TEMPO.CO, Jakarta - Badai Hagibis mendekati Jepang pada Jumat, 11 Oktober 2019, berisiko melumpuhkan Ibu Kota Tokyo dengan hujan paling dahsyat dalam 60 tahun terakhir.
Bencana itu juga menunda Grand Prix Formula 1 dan Piala Dunia Rugby serta memunculkan kekhawatiran kekacauan transportasi.
Badai Hagibis, yang berarti cepat dalam bahasa Tagalog Filipina, akan mendarat di Pulau Honshu pada Sabtu besok, sebulan setelah badai terkuat mengguncang Jepang dalam beberapa tahun terakhir dan merusak 30.000 rumah dan menyebabkan aliran listrik padam.
"Badai mampu mencapai rekor curah hujan dan angin," kata pejabat di Badan Meteorologi Jepang (JMA) saat konferensi pers.
Badai tersebut dapat menjadi badai paling dahsyat yang menghantam Tokyo sejak 1958 dan masyarakat juga harus bersiap menghadapi gelombang tinggi dan badai, kata JMA.

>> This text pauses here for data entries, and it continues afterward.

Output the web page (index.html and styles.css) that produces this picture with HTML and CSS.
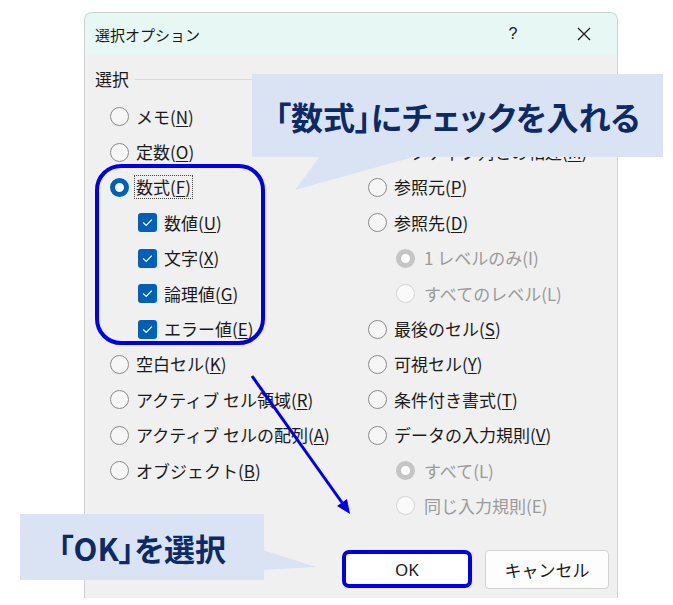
FILE: index.html
```html
<!DOCTYPE html>
<html lang="ja">
<head>
<meta charset="utf-8">
<link rel="stylesheet" href="styles.css">
</head>
<body>
<div class="stage">
  <div class="dialog">
    <div class="titlebar">
      <span class="title">選択オプション</span>
      <span class="help">?</span>
      <span class="close"><svg width="14" height="14" viewBox="0 0 14 14"><path d="M1 1 L13 13 M13 1 L1 13" stroke="#1a1a1a" stroke-width="1.2" fill="none"/></svg></span>
    </div>
    <div class="group-head"><span class="group-label">選択</span><span class="group-line"></span></div>
    <div class="cols">
      <div class="col col-left">
        <div class="row"><span class="radio"></span><span class="lbl">メモ(<u>N</u>)</span></div>
        <div class="row"><span class="radio"></span><span class="lbl">定数(<u>O</u>)</span></div>
        <div class="row"><span class="radio checked"></span><span class="lbl focus">数式(<u>F</u>)</span></div>
        <div class="row sub"><span class="check"><svg width="19" height="19" viewBox="0 0 19 19"><path d="M5.2 9.6 L8.2 12.4 L13.8 6.6" stroke="#fff" stroke-width="1.3" fill="none"/></svg></span><span class="lbl">数値(<u>U</u>)</span></div>
        <div class="row sub"><span class="check"><svg width="19" height="19" viewBox="0 0 19 19"><path d="M5.2 9.6 L8.2 12.4 L13.8 6.6" stroke="#fff" stroke-width="1.3" fill="none"/></svg></span><span class="lbl">文字(<u>X</u>)</span></div>
        <div class="row sub"><span class="check"><svg width="19" height="19" viewBox="0 0 19 19"><path d="M5.2 9.6 L8.2 12.4 L13.8 6.6" stroke="#fff" stroke-width="1.3" fill="none"/></svg></span><span class="lbl">論理値(<u>G</u>)</span></div>
        <div class="row sub"><span class="check"><svg width="19" height="19" viewBox="0 0 19 19"><path d="M5.2 9.6 L8.2 12.4 L13.8 6.6" stroke="#fff" stroke-width="1.3" fill="none"/></svg></span><span class="lbl">エラー値(<u>E</u>)</span></div>
        <div class="row"><span class="radio"></span><span class="lbl">空白セル(<u>K</u>)</span></div>
        <div class="row"><span class="radio"></span><span class="lbl">アクティブ セル領域(<u>R</u>)</span></div>
        <div class="row"><span class="radio"></span><span class="lbl">アクティブ セルの配列(<u>A</u>)</span></div>
        <div class="row"><span class="radio"></span><span class="lbl">オブジェクト(<u>B</u>)</span></div>
      </div>
      <div class="col col-right">
        <div class="row"><span class="radio"></span><span class="lbl covered">アクティブ行との相違(<u>W</u>)</span></div>
        <div class="row"><span class="radio"></span><span class="lbl">アクティブ列との相違(<u>M</u>)</span></div>
        <div class="row"><span class="radio"></span><span class="lbl">参照元(<u>P</u>)</span></div>
        <div class="row"><span class="radio"></span><span class="lbl">参照先(<u>D</u>)</span></div>
        <div class="row sub disabled"><span class="radio dis-checked"></span><span class="lbl">1 レベルのみ(I)</span></div>
        <div class="row sub disabled"><span class="radio dis"></span><span class="lbl">すべてのレベル(L)</span></div>
        <div class="row"><span class="radio"></span><span class="lbl">最後のセル(<u>S</u>)</span></div>
        <div class="row"><span class="radio"></span><span class="lbl">可視セル(<u>Y</u>)</span></div>
        <div class="row"><span class="radio"></span><span class="lbl">条件付き書式(<u>T</u>)</span></div>
        <div class="row"><span class="radio"></span><span class="lbl">データの入力規則(<u>V</u>)</span></div>
        <div class="row sub disabled"><span class="radio dis-checked"></span><span class="lbl">すべて(L)</span></div>
        <div class="row sub disabled"><span class="radio dis"></span><span class="lbl">同じ入力規則(E)</span></div>
      </div>
    </div>
    <div class="buttons">
      <span class="btn btn-ok">OK</span>
      <span class="btn btn-cancel">キャンセル</span>
    </div>
  </div>

  <svg class="overlay" width="673" height="605" viewBox="0 0 673 605">
    <polygon points="320,156 295,190 417,156" fill="#dae3f3"/>
    <polygon points="263,550 316,567 263,570" fill="#dae3f3"/>
    <line x1="252" y1="376" x2="343" y2="504" stroke="#0000e6" stroke-width="3"/>
    <polygon points="350,514 337,506 347,499" fill="#0000e6"/>
  </svg>
  <div class="highlight"></div>
  <div class="callout callout-1">「数式」にチェックを入れる</div>
  <div class="callout callout-2">「OK」を選択</div>
</div>
</body>
</html>
```

FILE: styles.css
```css
html, body {
  margin: 0;
  padding: 0;
  background: #ffffff;
}
.stage {
  position: relative;
  width: 673px;
  height: 605px;
  overflow: hidden;
  font-family: "Noto Sans CJK JP", "Noto Sans", sans-serif;
  color: #1a1a1a;
}
.dialog {
  margin: 12px 0 0 84px;
  width: 534px;
  height: 586px;
  box-sizing: border-box;
  border: 1px solid #cfcfcf;
  border-bottom: none;
  border-radius: 8px 8px 0 0;
  background: #f0f0f0;
  display: flex;
  flex-direction: column;
  overflow: hidden;
}
.titlebar {
  height: 42px;
  flex: none;
  background: #e6f7f4;
  display: flex;
  align-items: center;
  padding-left: 10px;
}
.title {
  flex: 1;
  font-size: 15px;
}
.help {
  width: 40px;
  text-align: center;
  font-size: 16px;
  font-family: "Liberation Sans", sans-serif;
  margin-right: 28px;
}
.close {
  width: 46px;
  display: flex;
  justify-content: center;
  align-items: center;
  margin-right: 10px;
}
.group-head {
  margin-top: 13px;
  height: 22px;
  display: flex;
  align-items: center;
  padding-left: 10px;
  padding-right: 12px;
}
.group-label {
  font-size: 17px;
  line-height: 22px;
}
.group-line {
  flex: 1;
  height: 1px;
  background: #d9d9d9;
  margin-left: 6px;
}
.cols {
  margin-top: 9px;
  display: flex;
  padding-left: 25px;
}
.col-left {
  width: 258px;
}
.row {
  height: 35.4px;
  display: flex;
  align-items: center;
  font-size: 17px;
  white-space: nowrap;
}
.row.sub {
  padding-left: 28px;
}
.lbl {
  margin-left: 7px;
  line-height: 22px;
}
.lbl.covered {
  visibility: hidden;
}
.lbl u {
  text-underline-offset: 2px;
  text-decoration-thickness: 1px;
}
.focus {
  outline: 1px dotted #444;
  outline-offset: 0;
  padding: 0 1px;
  margin-left: 6px;
}
.radio {
  width: 19px;
  height: 19px;
  box-sizing: border-box;
  border-radius: 50%;
  border: 1px solid #8a8a8a;
  background: #f6f6f6;
  flex: none;
}
.radio.checked {
  border: 5.5px solid #005fb8;
  background: #ffffff;
}
.radio.dis-checked {
  border: 5.5px solid #c5c5c5;
  background: #ffffff;
}
.radio.dis {
  border: 1px solid #d4d4d4;
  background: #fafafa;
}
.disabled .lbl {
  color: #9a9a9a;
  margin-left: 9px;
}
.check {
  width: 19px;
  height: 19px;
  border-radius: 3px;
  background: #005fb8;
  flex: none;
  display: flex;
}
.buttons {
  margin-top: auto;
  display: flex;
  justify-content: flex-end;
  gap: 13px;
  padding: 0 8px 9px 0;
}
.btn {
  height: 38px;
  box-sizing: border-box;
  display: flex;
  align-items: center;
  justify-content: center;
  font-size: 17px;
  background: #fdfdfd;
}
.btn-ok {
  width: 130px;
  border: 4px solid #0000e6;
  border-radius: 7px;
  background: #ffffff;
  font-family: "Noto Sans", sans-serif;
}
.btn-cancel {
  width: 124px;
  height: 39px;
  border: 1px solid #d2d2d2;
  border-radius: 4px;
}
.overlay {
  position: absolute;
  left: 0;
  top: 0;
}
.highlight {
  position: absolute;
  left: 95px;
  top: 164px;
  width: 170px;
  height: 181px;
  box-sizing: border-box;
  border: 4px solid #0000e6;
  border-radius: 26px;
}
.callout {
  position: absolute;
  background: #dae3f3;
  color: #0b2a66;
  font-weight: bold;
  display: flex;
  align-items: center;
  justify-content: center;
  font-feature-settings: "palt";
  white-space: nowrap;
}
.callout-1 {
  left: 252px;
  top: 74px;
  width: 411px;
  height: 83px;
  font-size: 32px;
}
.callout-2 {
  left: 20px;
  top: 514px;
  width: 244px;
  height: 66px;
  font-size: 31px;
}
```
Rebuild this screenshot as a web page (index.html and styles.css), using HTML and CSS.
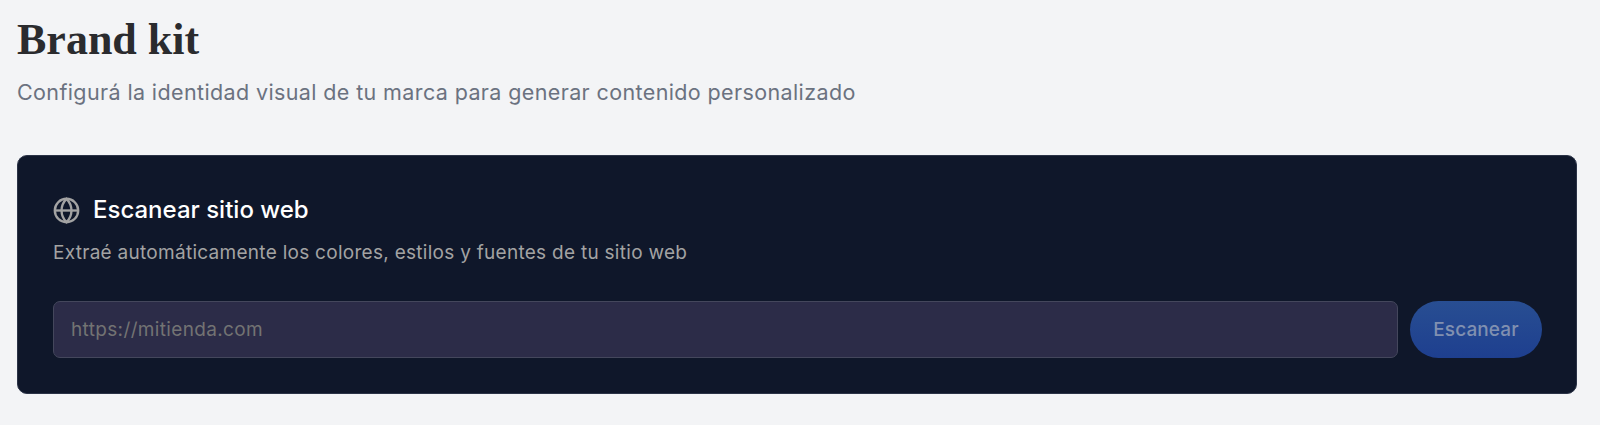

Pejabat di Prefektur Chiba, sebelah timur Tokyo, yang paling parah terkena badai Faxai September lalu, memberitahu kepada masyarakat agar mempersiapkan pasokan makanan dan air untuk tiga hari ke depan.
Panitia Grand Prix Formula 1 Jepang membatalkan semua sesi latihan dan kualifikasi yang dijadwalkan pada Sabtu, menambahkan bahwa babak kualifikasi bakal digelar pada Minggu, sebelum balapan final berlangsung seperti yang direncanakan.
Kedatangan badai juga memaksa pembatalan dua turnamen Piala Dunia Rugby pada Sabtu, sementara itu pertandingan Minggu antara tuan rumah Jepang melawan Skotlandia diragukan.
Maskapai ANA juga turut membatalkan semua penerbangan domestik dari dan menuju Tokyo di dua bandara utama sejak Jumat malam. Layanan kereta, termasuk Shinkansen, tampaknya juga akan berhenti beroperasi selama akhir pekan, menurut keterangan operator.